Validité du contrat administratif et contenu illicite
En l’espèce, l’objet du contrat était la fourniture d’un produit larvicide destiné à la lutte contre les moustiques. La commune de Hyères a décidé de retenir l’offre de la société CERA pour le produit Aquabac XT. Le concurrent évincé qui proposait un autre produit a contesté cette décision.
Pour examiner le bien-fondé de ce recours, le Conseil d’Etat a d’abord examiné le contenu du règlement de la consultation qui précisait que :
- les produits devront répondre aux normes de sécurité et normes en vigueur
- les entreprises auront à produire un dossier complet comprenant notamment :
- les autorisations de mise sur le marché et d’utilisation des produits phytopharmaceutiques
- la fiche de données de sécurité et la notice technique du produit afin de vérifier la conformité du produit avec la règlementation (avec identification du n° d’autorisation, du produit et de la société fournisseur, les matières actives et leur concentration respectives notamment pour les produits dangereux).
Le Conseil d’Etat a aussi rappelé les dispositions du règlement (UE) 528/2012 du 22 mai 2012 concernant la mise à disposition sur le marché et l’utilisation des produits biocides, lesquelles ne permettaient pas au produit retenu de bénéficier d’un régime transitoire en matière d’autorisation.
De plus, il précise que l’inscription d’une substance active par l’Agence européenne des produits chimiques sur la liste prévue par ces dispositions, n’a ni pour objet ni pour effet de valoir autorisation de mise sur le marché d’un produit contenant cette substance active.
Enfin, il relève que, à la date de l’instruction de l’offre de la société CERA et de l’attribution du marché, cette société ne disposait d’aucune autorisation de mise sur le marché pour le produit Aquabac XT.

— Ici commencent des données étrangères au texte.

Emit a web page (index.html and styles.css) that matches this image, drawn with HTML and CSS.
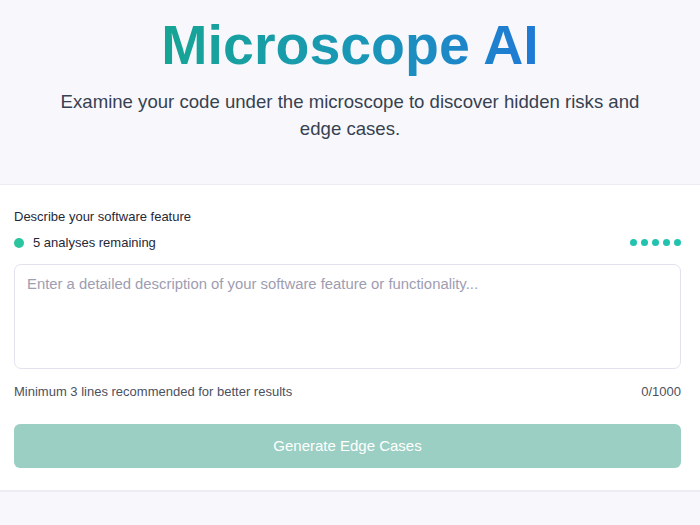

Poursuivant son raisonnement, le Conseil d’Etat précise que le contenu d’un contrat ne présente un caractère illicite que si l’objet même du contrat, tel qu’il a été formulé par la personne publique contractante pour lancer la procédure de passation du contrat ou tel qu’il résulte des stipulations convenues entre les parties qui doivent être regardées comme le définissant, est, en lui-même, contraire à la loi, de sorte qu’en s’engageant pour un tel objet, le cocontractant de la personne publique la méconnaît nécessairement.
En l’espèce, il considère qu’en jugeant que le défaut d’autorisation de mise sur le marché d’un produit dont la fourniture constituait l’objet même du contrat litigieux entachait d’illicéité le contenu de ce contrat et qu’un tel vice était de nature à justifier son annulation, la cour n’a pas commis d’erreur de droit et a exactement qualifié les faits qui lui étaient soumis.
Dans ces conditions, le Conseil d’Etat a confirmé l’arrêt de la cour administrative d’appel de Marseille, qui a annulé le contrat conclu par la commune, et a rejeté les pourvois des requérants.